I also want to preface this idea by saying that a) Thunder G.M. Sam Presti would likely not make this trade, b) I’m not sure that Flip Saunders would, either, and c) quite frankly, it almost makes too much sense. (Small hat tip to Lowe, as though this is a trade I’d been tossing around for a year or so, prior to Pek’s extension, he keeps giving it life by mentioning it in this column, and re-tweeting a David Thorpe piece suggesting a Pekovic trade, as well. Lowe knows some folks, so I don’t think that there’s absolutely nothing there…)
Thunder receive: Nikola Pekovic, Ricky Rubio, Alexey Shved, two 2014 second-round picks
Think about it: the Thunder have been searching for a threat in the paint to balance Durant’s perimeter threat for years, and although rookie Steven Adams has been a pleasant surprise, he’s not quite Pekovic. Serge Ibaka slots nicely next to Pekovic as a stretch-’four’ and a rim protector, and Pek’s ability to both roll to the rim on the pick-and-roll and hard hedge with the best of them (this is something that Kendrick Perkins is actually decent at) would fit nicely with the Thunder.
Throw in a pass-first, top-three defensive point guard that can knock down a spot-up three-pointer at a decent clip, and is just 23 years of age, and Presti would have a nice haul. No, the Thunder are not better without Westbrook, but they also aren’t likely to be able to afford Durant, Westbrook, and Ibaka moving forward. Having Pekovic/Rubio is a great consolation prize, and their skills will augment Durant well enough that there shouldn’t be much of a drop-off in overall team performance.

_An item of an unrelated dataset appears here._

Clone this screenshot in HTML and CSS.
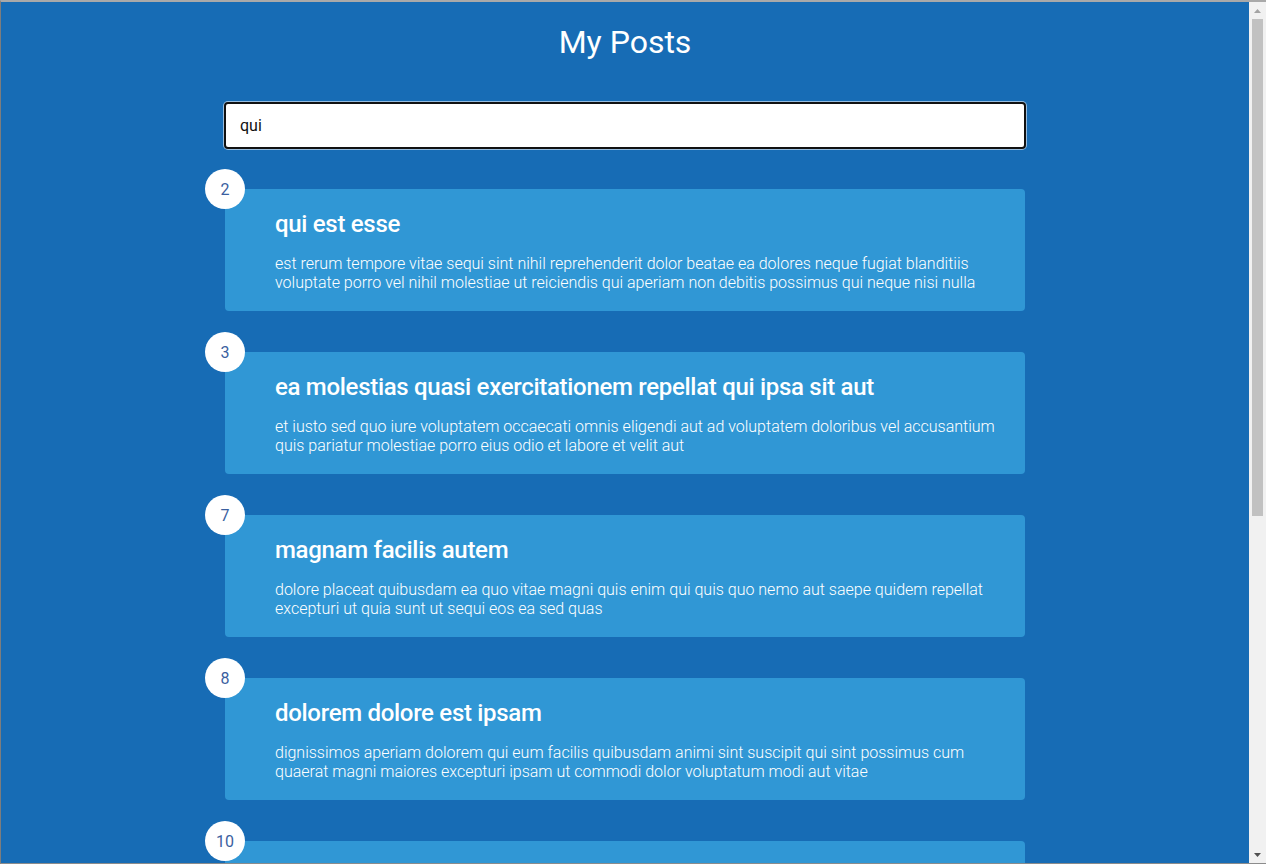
FILE: index.html
```html
<!DOCTYPE html>
<html lang="en">
<head>
<meta charset="utf-8">
<title>My Posts</title>
<link rel="stylesheet" href="styles.css">
</head>
<body>
<div class="frame">
<div class="viewport">
<div class="app">
  <h1 class="page-title">My Posts</h1>
  <input class="filter" type="text" value="qui">
  <div class="posts">
    <div class="post">
      <div class="post-num">2</div>
      <div class="post-card">
        <h2 class="post-title">qui est esse</h2>
        <p class="post-body">est rerum tempore vitae sequi sint nihil reprehenderit dolor beatae ea dolores neque fugiat blanditiis voluptate porro vel nihil molestiae ut reiciendis qui aperiam non debitis possimus qui neque nisi nulla</p>
      </div>
    </div>
    <div class="post">
      <div class="post-num">3</div>
      <div class="post-card">
        <h2 class="post-title">ea molestias quasi exercitationem repellat qui ipsa sit aut</h2>
        <p class="post-body">et iusto sed quo iure voluptatem occaecati omnis eligendi aut ad voluptatem doloribus vel accusantium quis pariatur molestiae porro eius odio et labore et velit aut</p>
      </div>
    </div>
    <div class="post">
      <div class="post-num">7</div>
      <div class="post-card">
        <h2 class="post-title">magnam facilis autem</h2>
        <p class="post-body">dolore placeat quibusdam ea quo vitae magni quis enim qui quis quo nemo aut saepe quidem repellat excepturi ut quia sunt ut sequi eos ea sed quas</p>
      </div>
    </div>
    <div class="post">
      <div class="post-num">8</div>
      <div class="post-card">
        <h2 class="post-title">dolorem dolore est ipsam</h2>
        <p class="post-body">dignissimos aperiam dolorem qui eum facilis quibusdam animi sint suscipit qui sint possimus cum quaerat magni maiores excepturi ipsam ut commodi dolor voluptatum modi aut vitae</p>
      </div>
    </div>
    <div class="post">
      <div class="post-num">10</div>
      <div class="post-card">
        <h2 class="post-title">optio molestias id quia eum</h2>
        <p class="post-body">quo et expedita modi cum officia vel magni doloribus qui repudiandae vero nisi sit quos veniam quod sed accusamus veritatis error</p>
      </div>
    </div>
  </div>
</div>
</div>
<div class="scrollbar">
  <div class="sb-btn">
    <svg width="7" height="4" viewBox="0 0 7 4"><polygon points="0,4 3.5,0 7,4" fill="#a3a3a3"/></svg>
  </div>
  <div class="sb-track"><div class="sb-thumb"></div></div>
  <div class="sb-btn">
    <svg width="7" height="4" viewBox="0 0 7 4"><polygon points="0,0 7,0 3.5,4" fill="#505050"/></svg>
  </div>
</div>
</div>
</body>
</html>
```

FILE: styles.css
```css
html, body {
  margin: 0;
  padding: 0;
  height: 100%;
  overflow: hidden;
}

body {
  background: #176cb5;
  font-family: Roboto, "Liberation Sans", sans-serif;
  color: #fff;
}

.frame {
  box-sizing: border-box;
  height: 100vh;
  display: flex;
  border-top: 2px solid #a9a9a9;
  border-left: 1px solid #7d7d7d;
  border-bottom: 1px solid #8c8c8c;
}

.viewport {
  flex: 1;
  min-width: 0;
  overflow: hidden;
}

.scrollbar {
  width: 17px;
  flex: none;
  display: flex;
  flex-direction: column;
  background: #f1f1f1;
}

.sb-btn {
  height: 17px;
  flex: none;
  display: flex;
  align-items: center;
  justify-content: center;
}

.sb-btn svg {
  display: block;
}

.sb-track {
  flex: 1;
  padding: 0 3px 0 3px;
}

.sb-thumb {
  height: 497px;
  background: #c1c1c1;
}

.app {
  width: 800px;
  margin: 0 auto;
  padding: 20px 0 0;
  display: flex;
  flex-direction: column;
}

.page-title {
  margin: 0 0 40px;
  text-align: center;
  font-size: 32px;
  font-weight: 400;
  line-height: 40px;
}

.filter {
  box-sizing: border-box;
  width: 802px;
  margin-left: -1px;
  height: 47px;
  padding: 12px 14px;
  border: 2px solid #111;
  border-radius: 4px;
  box-shadow: 0 0 0 1px rgba(255,255,255,0.55);
  background: #fff;
  color: #111;
  font-family: Roboto, "Liberation Sans", sans-serif;
  font-size: 16px;
  outline: none;
}

.posts {
  display: flex;
  flex-direction: column;
  gap: 41px;
  margin-top: 40px;
}

.post {
  position: relative;
}

.post-num {
  position: absolute;
  left: -20px;
  top: -20px;
  width: 40px;
  height: 40px;
  border-radius: 50%;
  background: #fff;
  color: #3b5f9f;
  font-size: 16px;
  display: flex;
  align-items: center;
  justify-content: center;
}

.post-card {
  background: #3097d5;
  border-radius: 4px;
  padding: 21px 30px 19px 50px;
}

.post-title {
  margin: 0 0 16px;
  font-size: 24px;
  font-weight: 500;
  letter-spacing: -0.3px;
  line-height: 28px;
}

.post-body {
  margin: 0;
  font-size: 16px;
  font-weight: 300;
  line-height: 19px;
}
```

The Wolves would pair Westbrook with his college roommate in Love, and they’d immediately employ two top-10 players. A high-usage, dynamic point guard is a perfect fit to pair with Love. They’d both get as many shots as they want, and Martin and a healthy Budinger would still be there to spot-up and space the floor around a penetrating Westbrook and posting/popping Love.
It would give the Wolves a better-than-fighting chance to re-sign Love, and if they guess wrong, they’d still have three years of Westbrook on his current contract. Certainly better than the current situation.
It would very tough to see Rubio go, but if this deal is ever on the table for Saunders and the Wolves, they need to think long and hard about the possibility. Gorgui Dieng‘s recent play has no doubt encouraged the front office that they may have the rim-protecting, defensive-minded center to pair with Love, as well as having Turiaf on a team-friendly $1.5 million pact for next season to give them a veteran defensive presence off the bench for 16-20 minutes per game.
I’m not about to claim that Dieng is a star, but he’s absolutely a viable rotation player in the NBA. A Dieng/Turiaf rotation with some Love at the center spot when needed is certainly enough when coupled with Westbrook, Martin, and Budinger. The bench would still need some help, to be sure, but it would be an intriguing squad.
All that to say, this trade will not happen. But it’s fun to think about, and it isn’t outrageous from a purely basketball perspective. The same-division aspect, the comfort aspect, the uncertainty factor, and the stubbornness/loyalty factors (i.e. “We just gave this guy a big extension, we aren’t moving him already…”) will play a huge part, of course.
But it’s a fun concept, and it’ll be interesting to see if this moves from fun idea to legitimate rumor at any point in the following months. If the Thunder stumble in the playoffs with a healthy Westbrook, look for there to be some steam surrounding this idea, regardless of the true likelihood of a deal.